──────── DATA PROVIDED ────────
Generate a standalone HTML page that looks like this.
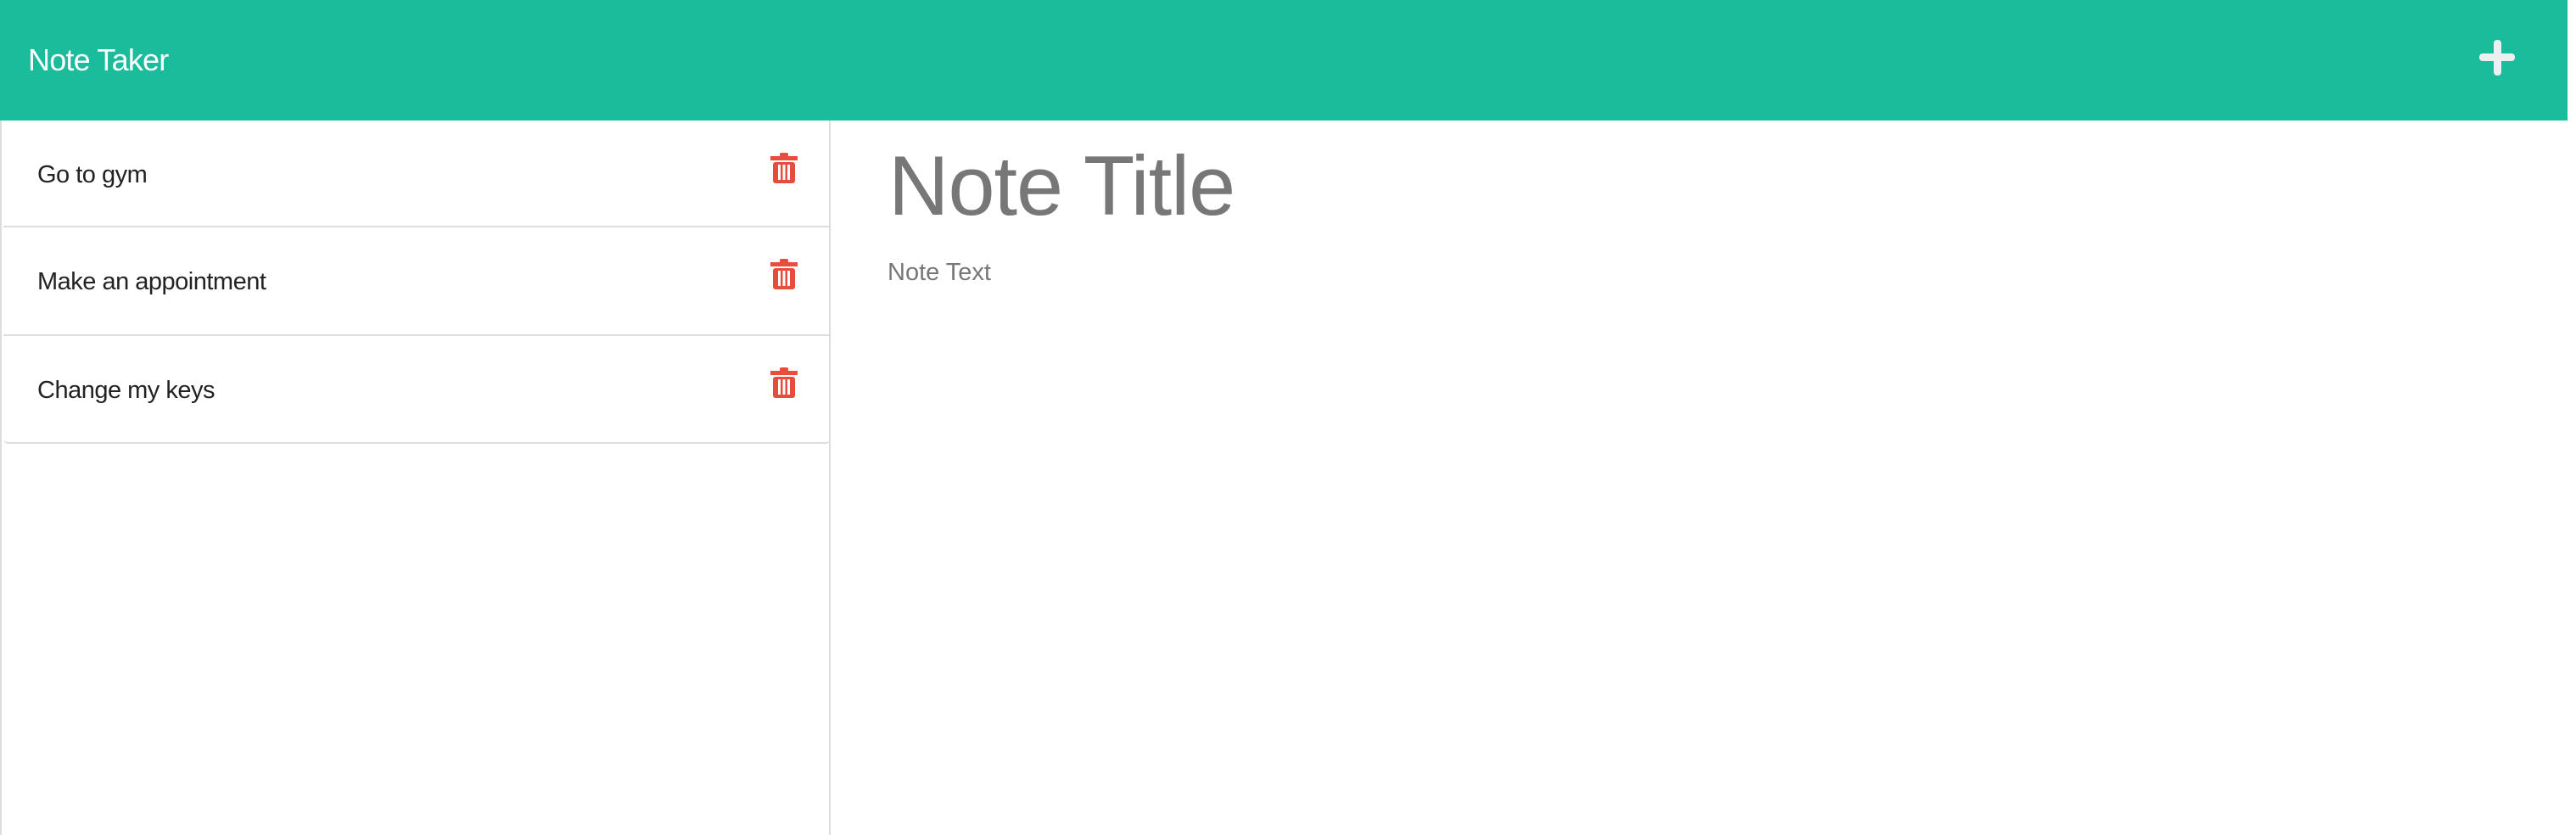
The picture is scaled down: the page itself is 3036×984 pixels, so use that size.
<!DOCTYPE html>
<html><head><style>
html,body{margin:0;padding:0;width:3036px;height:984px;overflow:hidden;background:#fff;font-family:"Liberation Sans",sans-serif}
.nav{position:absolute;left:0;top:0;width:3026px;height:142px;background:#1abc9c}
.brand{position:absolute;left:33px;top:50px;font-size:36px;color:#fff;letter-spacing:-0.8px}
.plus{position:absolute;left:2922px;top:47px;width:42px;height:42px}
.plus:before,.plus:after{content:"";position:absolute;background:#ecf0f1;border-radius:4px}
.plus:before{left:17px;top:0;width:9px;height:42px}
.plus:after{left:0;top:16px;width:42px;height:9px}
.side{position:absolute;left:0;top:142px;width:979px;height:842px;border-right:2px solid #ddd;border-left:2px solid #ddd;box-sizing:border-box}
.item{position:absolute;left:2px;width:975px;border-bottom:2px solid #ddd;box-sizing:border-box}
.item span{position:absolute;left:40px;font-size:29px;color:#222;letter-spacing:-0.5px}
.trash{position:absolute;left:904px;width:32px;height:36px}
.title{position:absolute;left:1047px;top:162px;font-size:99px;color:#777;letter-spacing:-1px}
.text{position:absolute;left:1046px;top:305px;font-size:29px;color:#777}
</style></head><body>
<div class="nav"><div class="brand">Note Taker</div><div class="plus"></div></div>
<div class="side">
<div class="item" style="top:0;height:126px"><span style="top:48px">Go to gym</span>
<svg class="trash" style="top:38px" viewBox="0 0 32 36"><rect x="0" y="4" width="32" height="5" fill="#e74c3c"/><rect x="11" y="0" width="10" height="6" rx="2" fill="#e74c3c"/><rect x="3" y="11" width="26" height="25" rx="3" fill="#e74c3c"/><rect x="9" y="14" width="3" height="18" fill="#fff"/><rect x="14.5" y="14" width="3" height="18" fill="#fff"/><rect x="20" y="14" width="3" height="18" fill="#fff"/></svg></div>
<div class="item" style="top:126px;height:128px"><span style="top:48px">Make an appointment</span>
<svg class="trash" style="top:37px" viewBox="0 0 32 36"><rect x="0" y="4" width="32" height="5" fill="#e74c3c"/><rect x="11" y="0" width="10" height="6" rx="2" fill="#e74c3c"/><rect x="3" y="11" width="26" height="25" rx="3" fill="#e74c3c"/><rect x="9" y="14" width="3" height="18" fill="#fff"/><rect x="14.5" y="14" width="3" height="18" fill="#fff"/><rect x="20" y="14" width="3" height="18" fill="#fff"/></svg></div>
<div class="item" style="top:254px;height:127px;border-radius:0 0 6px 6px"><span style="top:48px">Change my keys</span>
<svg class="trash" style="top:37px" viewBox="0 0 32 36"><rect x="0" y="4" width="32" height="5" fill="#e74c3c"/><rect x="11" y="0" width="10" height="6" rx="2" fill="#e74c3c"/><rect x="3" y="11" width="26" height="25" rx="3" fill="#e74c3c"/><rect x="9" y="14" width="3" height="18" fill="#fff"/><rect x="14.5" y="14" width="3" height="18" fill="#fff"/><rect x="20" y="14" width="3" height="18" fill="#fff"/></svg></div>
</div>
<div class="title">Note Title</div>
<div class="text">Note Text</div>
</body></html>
────────
> _GOAL OF THE EXERCISE_: Give an exact reproduction of every line, leaving out any picture.

> _RESULT BELOW_:
Generate a standalone HTML page that looks like this.
The picture is scaled down: the page itself is 3036×984 pixels, so use that size.
<!DOCTYPE html>
<html><head><style>
html,body{margin:0;padding:0;width:3036px;height:984px;overflow:hidden;background:#fff;font-family:"Liberation Sans",sans-serif}
.nav{position:absolute;left:0;top:0;width:3026px;height:142px;background:#1abc9c}
.brand{position:absolute;left:33px;top:50px;font-size:36px;color:#fff;letter-spacing:-0.8px}
.plus{position:absolute;left:2922px;top:47px;width:42px;height:42px}
.plus:before,.plus:after{content:"";position:absolute;background:#ecf0f1;border-radius:4px}
.plus:before{left:17px;top:0;width:9px;height:42px}
.plus:after{left:0;top:16px;width:42px;height:9px}
.side{position:absolute;left:0;top:142px;width:979px;height:842px;border-right:2px solid #ddd;border-left:2px solid #ddd;box-sizing:border-box}
.item{position:absolute;left:2px;width:975px;border-bottom:2px solid #ddd;box-sizing:border-box}
.item span{position:absolute;left:40px;font-size:29px;color:#222;letter-spacing:-0.5px}
.trash{position:absolute;left:904px;width:32px;height:36px}
.title{position:absolute;left:1047px;top:162px;font-size:99px;color:#777;letter-spacing:-1px}
.text{position:absolute;left:1046px;top:305px;font-size:29px;color:#777}
</style></head><body>
<div class="nav"><div class="brand">Note Taker</div><div class="plus"></div></div>
<div class="side">
<div class="item" style="top:0;height:126px"><span style="top:48px">Go to gym</span>
<svg class="trash" style="top:38px" viewBox="0 0 32 36"><rect x="0" y="4" width="32" height="5" fill="#e74c3c"/><rect x="11" y="0" width="10" height="6" rx="2" fill="#e74c3c"/><rect x="3" y="11" width="26" height="25" rx="3" fill="#e74c3c"/><rect x="9" y="14" width="3" height="18" fill="#fff"/><rect x="14.5" y="14" width="3" height="18" fill="#fff"/><rect x="20" y="14" width="3" height="18" fill="#fff"/></svg></div>
<div class="item" style="top:126px;height:128px"><span style="top:48px">Make an appointment</span>
<svg class="trash" style="top:37px" viewBox="0 0 32 36"><rect x="0" y="4" width="32" height="5" fill="#e74c3c"/><rect x="11" y="0" width="10" height="6" rx="2" fill="#e74c3c"/><rect x="3" y="11" width="26" height="25" rx="3" fill="#e74c3c"/><rect x="9" y="14" width="3" height="18" fill="#fff"/><rect x="14.5" y="14" width="3" height="18" fill="#fff"/><rect x="20" y="14" width="3" height="18" fill="#fff"/></svg></div>
<div class="item" style="top:254px;height:127px;border-radius:0 0 6px 6px"><span style="top:48px">Change my keys</span>
<svg class="trash" style="top:37px" viewBox="0 0 32 36"><rect x="0" y="4" width="32" height="5" fill="#e74c3c"/><rect x="11" y="0" width="10" height="6" rx="2" fill="#e74c3c"/><rect x="3" y="11" width="26" height="25" rx="3" fill="#e74c3c"/><rect x="9" y="14" width="3" height="18" fill="#fff"/><rect x="14.5" y="14" width="3" height="18" fill="#fff"/><rect x="20" y="14" width="3" height="18" fill="#fff"/></svg></div>
</div>
<div class="title">Note Title</div>
<div class="text">Note Text</div>
</body></html>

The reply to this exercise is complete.